■ Your objective
Lines containing the word "that" are to be counted; state their number and nothing further.

** start of Given information **

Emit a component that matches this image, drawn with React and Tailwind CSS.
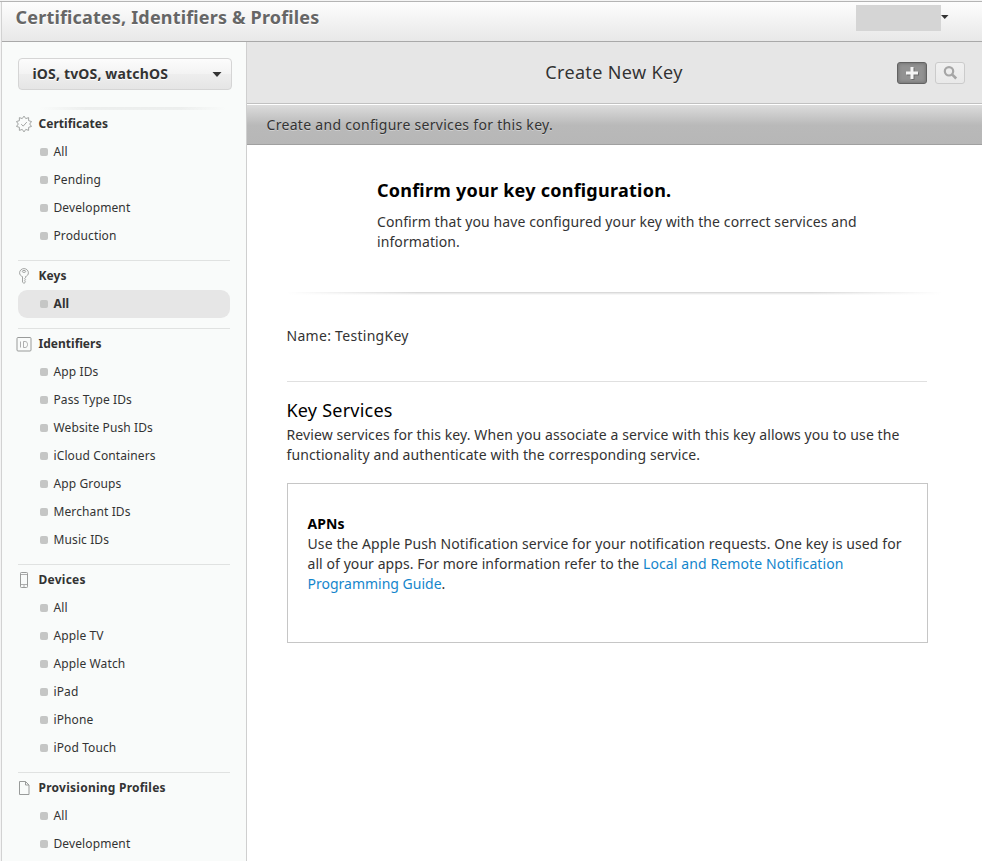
const sections = [
  { title: "Certificates", icon: "seal", tracking: "tracking-[0.040px]", items: ["All", "Pending", "Development", "Production"] },
  { title: "Keys", icon: "key", tracking: "tracking-[0.100px]", items: ["All"], selected: 0 },
  {
    title: "Identifiers",
    icon: "id",
    tracking: "tracking-[0.020px]",
    items: ["App IDs", "Pass Type IDs", "Website Push IDs", "iCloud Containers", "App Groups", "Merchant IDs", "Music IDs"],
  },
  { title: "Devices", icon: "device", tracking: "tracking-[0.250px]", items: ["All", "Apple TV", "Apple Watch", "iPad", "iPhone", "iPod Touch"] },
  { title: "Provisioning Profiles", icon: "file", tracking: "tracking-[0.250px]", items: ["All", "Development"] },
];

// Outline of the certificate seal: ten outward points with deep notches.
const sealPoints = Array.from({ length: 20 }, (_, i) => {
  const r = i % 2 === 0 ? 7.9 : 5.7;
  const a = (i * Math.PI) / 10;
  return `${(8 + r * Math.sin(a)).toFixed(2)},${(8 - r * Math.cos(a)).toFixed(2)}`;
}).join(" ");

function SectionIcon({ name }) {
  return (
    <svg className="size-4 shrink-0" viewBox="0 0 16 16" fill="none" stroke="#999b9a" strokeWidth="1">
      {name === "seal" && (
        <>
          <polygon points={sealPoints} strokeWidth="0.9" strokeLinejoin="round" />
          <path d="M5.2 8.2l2 1.9 3.6-4" strokeWidth="0.9" />
        </>
      )}
      {name === "key" && (
        <>
          <path d="M6.5 8.6C4.6 8 3.6 6.5 3.6 4.8a4.4 4.2 0 0 1 8.8 0c0 1.7-1 3.2-2.9 3.8v1.2l-1 1 1 1-1 1 .9 1-1.4 1.7-1.5-1.5z" strokeWidth="0.9" />
          <ellipse cx="8" cy="3.4" rx="1.7" ry="1" strokeWidth="0.9" />
        </>
      )}
      {name === "id" && (
        <>
          <rect x="1" y="1.5" width="14" height="13.5" rx="1" />
          <path d="M4.500 5.500v6M7.500 5.500v6h1.700c1.500 0 2.300-1.200 2.300-3s-.8-3-2.300-3z" strokeWidth="0.8" />
        </>
      )}
      {name === "device" && (
        <>
          <rect x="4.5" y="0.5" width="7" height="15" rx="0.8" />
          <path d="M4.5 2.500h7M4.5 12.500h7M7 14h2" strokeWidth="0.8" />
        </>
      )}
      {name === "file" && <path d="M3.5 1.500h6l3.500 3.500v9.500h-9.500zM9.500 1.500v3.500h3.500" />}
    </svg>
  );
}

function Section({ section, first }) {
  return (
    <section className={first ? "" : "mt-2.5 border-t border-[#e0e2e1] pt-px"}>
      <h3 className={`flex h-7 items-center gap-[6.500px] text-[12px] font-bold leading-7 text-[#333] ${section.tracking}`}>
        <span className="-ml-0.5">
          <SectionIcon name={section.icon} />
        </span>
        <span>{section.title}</span>
      </h3>
      <ul>
        {section.items.map((item, i) => (
          <li
            key={item}
            className={`flex h-7 items-center gap-[5.500px] rounded-[9px] pl-[22px] text-[12px] leading-7 tracking-[0.110px] text-[#333] ${
              section.selected === i ? "bg-[#e6e6e6] font-bold" : ""
            }`}
          >
            <span className="size-2 rounded-[2px] bg-[#c5c6c5]" />
            <span>{item}</span>
          </li>
        ))}
      </ul>
    </section>
  );
}

export default function App() {
  return (
    <div className="flex h-[861px] w-[982px] flex-col overflow-hidden bg-[#f4f4f4] pt-px font-['Noto_Sans','Open_Sans',sans-serif] whitespace-nowrap [font-feature-settings:'liga']">
      <div className="flex min-h-0 grow flex-col border-t border-[#b4b4b4]">
        <div className="ml-px flex min-h-0 grow flex-col border-l border-[#d2d2d2]">
          <header className="flex h-10 shrink-0 items-start border-b border-[#a9a9a9] bg-linear-to-b from-[#fdfdfd] to-[#e8e8e8] pl-[13.500px]">
            <h1 className="mt-[3px] grow text-[18px] font-bold leading-6 tracking-[0.180px] text-[#666] [text-shadow:0_1px_0_#fff]">
              Certificates, Identifiers &amp; Profiles
            </h1>
            <div className="mt-[3px] h-[26px] w-[85px] bg-[#d5d5d5]" />
            <svg className="mt-[13px] mr-[33px] h-1 w-[8px]" viewBox="0 0 8 4">
              <path d="M0 0h7.500L3.750 4z" fill="#333" />
            </svg>
          </header>

          <div className="flex min-h-0 grow">
            <aside className="w-[245px] shrink-0 overflow-hidden border-r border-[#cfcfcf] bg-[#f9fbfa] px-4 pt-4">
              <button className="flex h-8 w-[214px] items-center justify-between rounded-[4px] border border-[#d5d5d5] bg-[linear-gradient(#fcfcfc,#f3f3f3_50%,#eeeeee_50%,#e5e5e5)] pl-[13.500px] pr-[9.500px] text-[14px] font-bold leading-[30px] tracking-[0.160px] text-[#333] [text-shadow:0_1px_0_#fff]">
                <span>iOS, tvOS, watchOS</span>
                <svg className="h-[5px] w-[10px]" viewBox="0 0 10 5">
                  <path d="M0.500 0h9L5 5z" fill="#333" />
                </svg>
              </button>
              <div className="mt-[17px] ml-[22px] h-[3px] w-[186px] bg-[linear-gradient(90deg,#f9fbfa,transparent_25%,transparent_75%,#f9fbfa),linear-gradient(#eceeed,#eef0ef)]" />
              <nav className="w-[212px]">
                {sections.map((s, i) => (
                  <Section key={s.title} section={s} first={i === 0} />
                ))}
              </nav>
            </aside>

            <main className="flex min-w-0 grow flex-col bg-white">
              <div className="grid h-[62px] shrink-0 grid-cols-[1fr_auto_1fr] items-center border-b border-[#c1c1c1] bg-[#e6e6e6]">
                <h2 className="col-start-2 mr-px mb-0.5 text-[18px] leading-6 tracking-[0.370px] text-[#333] [text-shadow:0_1px_0_#f4f4f4]">
                  Create New Key
                </h2>
                <div className="mr-[17px] flex justify-end gap-2">
                  <button className="flex h-[22px] w-[30px] items-center justify-center rounded-[3px] border border-[#626262] bg-[#929292] shadow-[inset_0_0_3px_1px_#777]">
                    <svg className="size-4" viewBox="0 0 16 16">
                      <path d="M7.500 3h3v4.500h4.500v3h-4.500v4.500h-3v-4.500h-4.500v-3h4.500z" fill="#6d6d6d" />
                      <path d="M6.500 2h3v4.500h4.500v3h-4.500v4.500h-3v-4.500h-4.500v-3h4.500z" fill="#f5f5f5" />
                    </svg>
                  </button>
                  <button className="flex h-[22px] w-[30px] items-center justify-center rounded-[3px] border border-[#cbcbcb] bg-linear-to-b from-[#f0f0f0] to-[#e9e9e9]">
                    <svg className="size-4" viewBox="0 0 16 16" fill="none" stroke="#a6a6a6">
                      <circle cx="7" cy="6.300" r="4.200" strokeWidth="2.200" />
                      <path d="M10 9.300l4.200 4.200" strokeWidth="2.600" />
                    </svg>
                  </button>
                </div>
              </div>
              <div className="h-[41px] shrink-0 border-t border-b border-[#a0a0a0] border-t-white bg-[linear-gradient(#dcdcdc,#b9b9b9_52%,#b7b7b7)] pl-[19.500px]">
                <p className="mt-[10px] text-[14px] leading-5 tracking-[0.300px] text-[#333] [text-shadow:0_1px_0_#d0d0d0]">
                  Create and configure services for this key.
                </p>
              </div>

              <div className="pl-[39.500px] text-[14px] leading-5 tracking-[0.100px] text-[#333]">
                <div className="pt-[33px] pl-[90.500px]">
                  <h2 className="text-[18px] font-bold leading-6 tracking-[0.260px] text-black">Confirm your key configuration.</h2>
                  <p className="mt-2.5 tracking-[0.095px]">
                    Confirm that you have configured your key with the correct services and
                    <br />
                    information.
                  </p>
                </div>
                <div className="mt-10 h-[3px] w-[655px] bg-[linear-gradient(90deg,#fff,transparent_20%,transparent_80%,#fff),linear-gradient(#dadada_33%,#eaeaea_34%,#eaeaea_66%,#f7f7f7_67%)]" />
                <p className="mt-[31px] tracking-[0.290px]">Name: TestingKey</p>
                <div className="mt-[35px] ml-[0.500px] h-px w-[640px] bg-[#e0e0e0]" />
                <h2 className="mt-4 text-[18px] leading-6 tracking-[0.220px] text-black">Key Services</h2>
                <p className="mt-[3px]">
                  Review services for this key. When you associate a service with this key allows you to use the
                  <br />
                  functionality and authenticate with the corresponding service.
                </p>
                <div className="mt-[18px] ml-[0.500px] h-[160px] w-[641px] border border-[#c6c6c6] pt-[30px] pl-[19.500px]">
                  <h3 className="font-bold text-black">APNs</h3>
                  <p>
                    Use the Apple Push Notification service for your notification requests. One key is used for
                    <br />
                    <span className="tracking-[0.070px]">all of your apps. For more information refer to the </span>
                    <a className="text-[#1486cc]">
                      Local and Remote Notification
                      <br />
                      <span className="tracking-[0px]">Programming Guide</span>
                    </a>
                    .
                  </p>
                </div>
              </div>
            </main>
          </div>
        </div>
      </div>
    </div>
  );
}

** end of Given information **

■ Correct answer
2